It was the CRCT of school board elections, testing the outrage of the moment against years of service, and for some it was a nail-biter of a night.
By complete but unofficial tallies, here are the scores from Muscogee County’s board races:
District 1 Pat Hugley Green had 2,128 votes, of 54.7 percent, well ahead of challenger Al Stewart’s 1,757, or 45 percent.
District 3 representative James Walker lost to challenger Athavia “A.J.” Senior 1,445 to 1,577, or 52 percent to 47.7 percent.
District 5 incumbent Rob Varner had 1,661 votes, or 58 percent, to challenger Brian McCabe's 1,195 or 42.77 percent.

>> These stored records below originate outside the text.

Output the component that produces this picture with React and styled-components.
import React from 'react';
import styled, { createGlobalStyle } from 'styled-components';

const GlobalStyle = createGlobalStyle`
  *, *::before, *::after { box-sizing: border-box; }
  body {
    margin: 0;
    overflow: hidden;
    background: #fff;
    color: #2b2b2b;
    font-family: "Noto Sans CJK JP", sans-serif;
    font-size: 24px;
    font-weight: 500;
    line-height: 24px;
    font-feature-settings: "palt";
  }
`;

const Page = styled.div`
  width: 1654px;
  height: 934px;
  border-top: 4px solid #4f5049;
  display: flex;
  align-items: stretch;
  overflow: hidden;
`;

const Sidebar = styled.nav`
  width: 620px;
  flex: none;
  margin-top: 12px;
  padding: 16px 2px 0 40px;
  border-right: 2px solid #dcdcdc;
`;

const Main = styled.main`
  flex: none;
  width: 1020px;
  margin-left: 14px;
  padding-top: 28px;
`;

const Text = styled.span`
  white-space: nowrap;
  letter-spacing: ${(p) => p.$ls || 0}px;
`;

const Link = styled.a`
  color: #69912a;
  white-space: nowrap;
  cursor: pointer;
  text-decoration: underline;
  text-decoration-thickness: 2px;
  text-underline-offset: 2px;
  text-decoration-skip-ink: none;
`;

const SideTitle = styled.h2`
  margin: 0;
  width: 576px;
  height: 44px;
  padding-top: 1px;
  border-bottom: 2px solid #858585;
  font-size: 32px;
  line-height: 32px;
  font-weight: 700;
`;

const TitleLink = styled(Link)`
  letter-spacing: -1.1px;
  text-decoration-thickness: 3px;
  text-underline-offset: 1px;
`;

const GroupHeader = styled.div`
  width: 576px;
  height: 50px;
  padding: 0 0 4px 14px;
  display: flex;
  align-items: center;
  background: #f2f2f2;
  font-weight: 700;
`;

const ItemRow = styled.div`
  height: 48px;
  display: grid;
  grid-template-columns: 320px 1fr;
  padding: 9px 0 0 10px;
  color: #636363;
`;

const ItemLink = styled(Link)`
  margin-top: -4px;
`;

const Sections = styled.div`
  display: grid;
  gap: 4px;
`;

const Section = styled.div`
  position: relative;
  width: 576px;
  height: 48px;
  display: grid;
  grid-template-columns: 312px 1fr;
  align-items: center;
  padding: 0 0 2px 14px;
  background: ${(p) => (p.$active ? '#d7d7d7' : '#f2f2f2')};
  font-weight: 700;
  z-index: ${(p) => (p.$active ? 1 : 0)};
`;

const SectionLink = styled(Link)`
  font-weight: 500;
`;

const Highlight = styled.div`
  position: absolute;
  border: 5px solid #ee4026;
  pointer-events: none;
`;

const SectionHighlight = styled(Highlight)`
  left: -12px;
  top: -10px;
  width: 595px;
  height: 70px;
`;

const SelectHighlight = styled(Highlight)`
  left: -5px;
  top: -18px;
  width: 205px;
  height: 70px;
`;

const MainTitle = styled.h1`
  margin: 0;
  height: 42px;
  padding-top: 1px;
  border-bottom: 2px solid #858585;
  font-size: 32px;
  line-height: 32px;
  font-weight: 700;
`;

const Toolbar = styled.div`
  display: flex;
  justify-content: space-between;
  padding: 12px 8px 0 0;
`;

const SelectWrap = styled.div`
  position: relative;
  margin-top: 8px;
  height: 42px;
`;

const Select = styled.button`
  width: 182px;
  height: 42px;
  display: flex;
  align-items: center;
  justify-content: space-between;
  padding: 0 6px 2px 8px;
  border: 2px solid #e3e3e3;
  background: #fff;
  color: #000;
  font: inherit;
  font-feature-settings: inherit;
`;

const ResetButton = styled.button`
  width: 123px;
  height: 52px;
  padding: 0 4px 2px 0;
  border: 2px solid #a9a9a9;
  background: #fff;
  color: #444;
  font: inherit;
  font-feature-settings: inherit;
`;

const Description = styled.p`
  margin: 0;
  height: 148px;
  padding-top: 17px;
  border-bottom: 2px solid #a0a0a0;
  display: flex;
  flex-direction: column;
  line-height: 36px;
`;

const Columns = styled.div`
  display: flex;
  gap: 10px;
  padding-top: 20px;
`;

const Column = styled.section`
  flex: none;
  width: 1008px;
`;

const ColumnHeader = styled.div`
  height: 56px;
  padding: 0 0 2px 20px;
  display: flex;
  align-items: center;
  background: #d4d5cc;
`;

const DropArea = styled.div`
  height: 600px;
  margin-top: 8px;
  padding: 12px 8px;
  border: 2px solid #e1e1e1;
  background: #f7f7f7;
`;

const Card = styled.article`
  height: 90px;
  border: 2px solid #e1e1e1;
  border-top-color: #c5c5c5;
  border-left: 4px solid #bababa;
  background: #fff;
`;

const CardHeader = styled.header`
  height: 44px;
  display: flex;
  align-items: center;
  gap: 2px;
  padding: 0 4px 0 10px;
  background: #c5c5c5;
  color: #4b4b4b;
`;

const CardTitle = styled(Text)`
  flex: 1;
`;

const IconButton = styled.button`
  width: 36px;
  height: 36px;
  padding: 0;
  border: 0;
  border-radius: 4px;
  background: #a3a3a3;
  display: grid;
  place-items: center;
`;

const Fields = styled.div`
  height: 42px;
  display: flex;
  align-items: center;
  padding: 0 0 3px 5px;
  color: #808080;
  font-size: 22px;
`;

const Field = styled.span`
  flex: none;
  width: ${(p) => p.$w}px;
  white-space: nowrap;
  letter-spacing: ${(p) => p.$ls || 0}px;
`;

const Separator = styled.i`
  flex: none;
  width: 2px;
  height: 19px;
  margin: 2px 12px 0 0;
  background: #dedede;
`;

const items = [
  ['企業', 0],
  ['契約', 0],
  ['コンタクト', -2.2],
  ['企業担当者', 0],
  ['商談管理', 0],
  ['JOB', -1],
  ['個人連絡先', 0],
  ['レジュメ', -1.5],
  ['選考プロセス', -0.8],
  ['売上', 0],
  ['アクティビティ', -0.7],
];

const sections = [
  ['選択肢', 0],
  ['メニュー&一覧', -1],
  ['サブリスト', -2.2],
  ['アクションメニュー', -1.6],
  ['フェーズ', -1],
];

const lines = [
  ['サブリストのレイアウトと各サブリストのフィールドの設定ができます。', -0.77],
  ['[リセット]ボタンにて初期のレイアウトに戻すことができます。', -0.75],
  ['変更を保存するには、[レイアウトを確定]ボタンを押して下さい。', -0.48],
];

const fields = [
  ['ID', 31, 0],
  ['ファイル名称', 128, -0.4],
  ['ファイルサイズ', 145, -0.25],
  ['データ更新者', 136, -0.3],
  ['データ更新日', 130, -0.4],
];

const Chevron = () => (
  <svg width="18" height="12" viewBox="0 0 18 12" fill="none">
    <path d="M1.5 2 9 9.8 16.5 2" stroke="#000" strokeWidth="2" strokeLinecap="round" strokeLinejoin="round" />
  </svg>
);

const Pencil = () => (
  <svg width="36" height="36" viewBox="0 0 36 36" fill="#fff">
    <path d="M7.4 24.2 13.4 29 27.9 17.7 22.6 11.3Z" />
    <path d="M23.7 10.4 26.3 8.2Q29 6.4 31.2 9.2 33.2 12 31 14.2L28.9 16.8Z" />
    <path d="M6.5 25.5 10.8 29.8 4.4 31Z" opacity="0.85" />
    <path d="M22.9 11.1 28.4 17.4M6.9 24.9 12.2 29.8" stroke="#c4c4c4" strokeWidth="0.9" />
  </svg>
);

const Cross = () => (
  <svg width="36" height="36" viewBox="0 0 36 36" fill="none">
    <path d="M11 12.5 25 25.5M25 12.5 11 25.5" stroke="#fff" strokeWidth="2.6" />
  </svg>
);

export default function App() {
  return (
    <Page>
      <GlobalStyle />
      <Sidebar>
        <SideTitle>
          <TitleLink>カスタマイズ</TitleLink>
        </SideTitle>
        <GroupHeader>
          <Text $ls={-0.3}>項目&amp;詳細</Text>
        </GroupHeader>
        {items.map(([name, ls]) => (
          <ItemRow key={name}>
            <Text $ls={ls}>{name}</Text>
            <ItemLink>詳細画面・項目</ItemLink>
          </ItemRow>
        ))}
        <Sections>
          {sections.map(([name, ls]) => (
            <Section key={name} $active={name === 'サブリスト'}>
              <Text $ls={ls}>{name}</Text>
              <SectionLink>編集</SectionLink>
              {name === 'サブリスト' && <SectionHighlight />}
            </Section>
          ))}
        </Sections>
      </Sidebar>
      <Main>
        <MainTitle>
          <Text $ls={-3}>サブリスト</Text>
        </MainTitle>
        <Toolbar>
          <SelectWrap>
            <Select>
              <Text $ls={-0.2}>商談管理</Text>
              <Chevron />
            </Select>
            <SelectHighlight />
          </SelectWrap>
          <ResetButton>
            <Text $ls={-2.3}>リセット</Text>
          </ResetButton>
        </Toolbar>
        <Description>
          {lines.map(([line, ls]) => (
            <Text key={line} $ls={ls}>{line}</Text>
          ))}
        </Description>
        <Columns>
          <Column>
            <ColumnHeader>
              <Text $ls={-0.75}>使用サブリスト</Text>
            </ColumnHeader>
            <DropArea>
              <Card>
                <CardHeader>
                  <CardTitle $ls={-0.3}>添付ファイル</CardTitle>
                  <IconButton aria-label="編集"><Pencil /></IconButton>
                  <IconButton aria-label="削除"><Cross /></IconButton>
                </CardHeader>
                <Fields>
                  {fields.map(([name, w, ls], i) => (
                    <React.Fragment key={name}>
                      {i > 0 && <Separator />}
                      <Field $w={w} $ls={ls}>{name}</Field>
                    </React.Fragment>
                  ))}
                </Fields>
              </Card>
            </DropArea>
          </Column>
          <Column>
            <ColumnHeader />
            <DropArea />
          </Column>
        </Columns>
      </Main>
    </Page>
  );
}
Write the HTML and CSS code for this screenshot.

District 7 representative Norene Marvets lost to challenger Shannon Heflin, 888 votes to 702, or 55.8 to 44 percent.
The test this election year was whether constituents angered by recent board controversies would outnumber the incumbents’ loyal supporters, leading to election upsets.
Some residents were outraged over the board’s voting May 21 to reject all of retiring Superintendent Susan Andrews’ proposed promotions, which humiliated the workers, for weeks left seven schools without principals, and jeopardized a five-county adult education program.
Some were further vexed by the board’s voting June 24 to pay former Superintendent John Phillips $17,206 a month to serve as interim, the cash value of Andrews’ total pay and benefits.
On July 5, five days after Andrews left office, the board on Phillips’ recommendation voted to approve the same promotions Andrews had proposed May 21 — with no clear explanation why those had to be delayed until Phillips took over.
Three of the five board members who voted against Andrews’ promotions May 21 and voted for Phillips’ pay were up for re-election: Green, Walker, and Marvets.
Varner sided with the minority on those votes.
Yet he also was targeted in an ad campaign called “Boot The Board,” which urged voters to cast out all the incumbents. Online at boottheboard.com, it asked: “How many times have you complained about or been embarrassed by the school board?”
With early voting having begun July 9, the controversy and the election have nearly coincided.
Candidates qualified for the board the week after its May 21 vote. A month later came the vote on Phillips’ pay. The board’s voting to approve the same personnel recommendations it earlier had rejected was just five days before advance voting began.
Informed of his likely win Tuesday night, Varner said he and his board colleagues face tough decisions in the months to come.
The board has to hire a new superintendent to replace Andrews, a crucial decision likely to have an impact for decades to come, he said.
The board also will have to prioritize its sales tax projects, because tax revenues are not meeting expectations, he said.